Business establishments and compliance


Any business establishment that wants to do business with others – may it be with customers in different countries or with customers within the country – will have to ensure the privacy of their customer/user data is protected. No business entity can ignore privacy of their customer/user data due to the hefty fines imposed by the respective regulatory/legal bodies if violated.


Major privacy laws


Today there are about 132 national privacy laws of various nature are existing across the globe.

  • EU GDPR – though regulations like HIPAA, GLBA or similar were existing earlier, a comprehensive privacy law cutting across various business domains was a landmark and benchmark. This became a reference

  • CCPA – California Consumer Privacy Act

  • PDPA of India, Singapore, Malaysia

  • HIPAA

  • GLBA

What is needed to build a comprehensive Privacy Information Management System?


The fundamental fact is that there is no privacy without a robust security framework. Hence it’s very important to create and maintain a security framework that addresses privacy requirements very clearly. The technological elements like application security testing, VA/PT, DLP, IPS, IDS and so on are very important to be part of the overall framework. The design elements are to be taken special care of due to the privacy requirement of ‘privacy by design and privacy by default’.

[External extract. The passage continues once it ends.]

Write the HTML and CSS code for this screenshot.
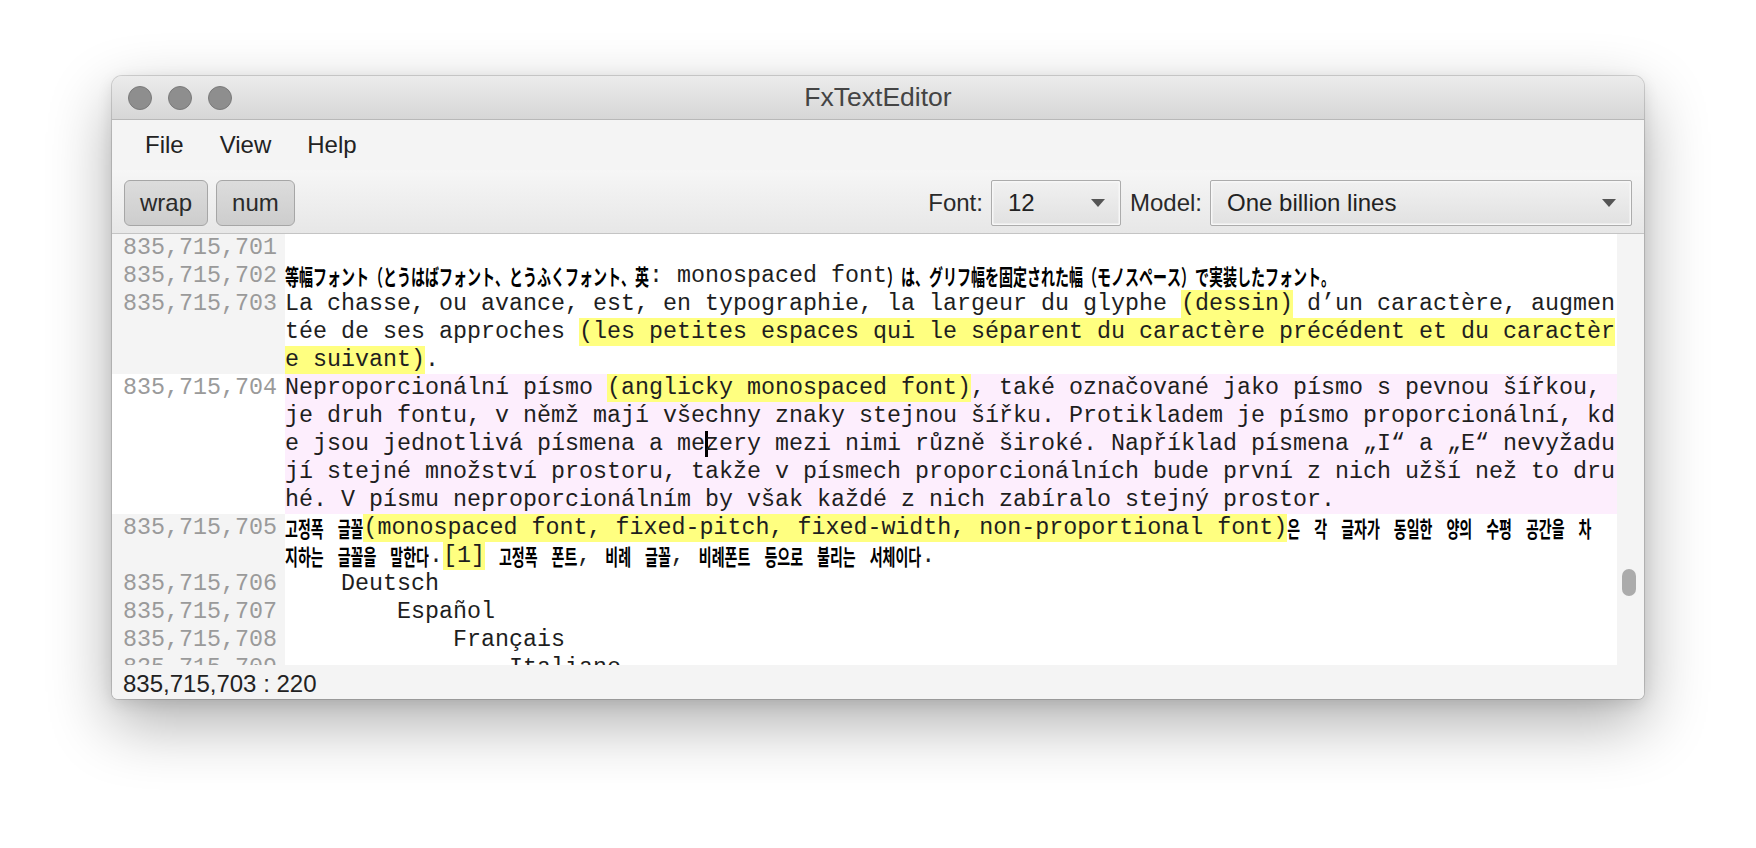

In essence, when a PIMS is created, it will (has to) very well sit inside an ISMS and well interfacing with all other management systems in the organisation (FMS, HRMS, QMS etc.).

Conclusion


Privacy being a major concern today, every organisation will have to take it seriously and build appropriate management systems around it to manage it well, failure of which could lead to heavy financial losses (summary of all kinds of losses). They need to identify the personal information they deal with, classify them, do a risk analysis and then come up with mitigation actions for those privacy risks. An appropriate framework can be used to create such a management system that can very well gel with other management systems already in place.